Several new ancillary service markets are being considered at the PUCT, including the Dispatchable Reliability Service and the Contingency Reserve Service. While it’s unclear where this debate will end, any additional revenues paid to power generators to provide these critical grid services will ultimately become costs paid by end-users via their retail electricity contracts.
Demand Response (“DR”) is yet another form of “capacity” that all end-users already pay for today. DR is an energy market that pays end-users who might have flexibility in their operations and/or the ability to generate electric power on-site.
Historically, the most popular DR program (called Emergency Response Service, or “ERS”) has been provided an annual budget of $50 Million to pay to qualified participants in the program. What the PUCT commissioners have approved to date is an increase of $5 Million to the ERS program for 2022. While an 11% budget increase for an established statewide demand response program is notable within itself, it is perhaps more important that the PUCT has officially recognized the importance of demand response in delivering a 1GW reduction of electric load during Winter Storm Uri, which made an already awful situation a lot less bad.

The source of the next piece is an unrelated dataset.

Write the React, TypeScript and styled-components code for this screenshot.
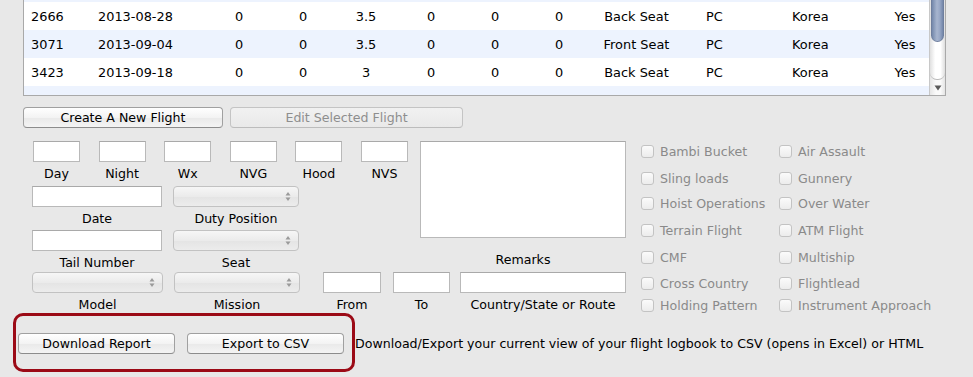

Additionally, the TDSPs are, for the first time, operating wintertime demand response programs. This development was covered in our August 5x5. For clients with flexible loads and/or on-site power generation capabilities, this is a great time to participate in demand response. Keep in mind that certain clients may qualify to participate in the ancillary services markets as well and, as those get reformed, the requirements and qualifications for participants will need to be analyzed carefully to extract the most value possible.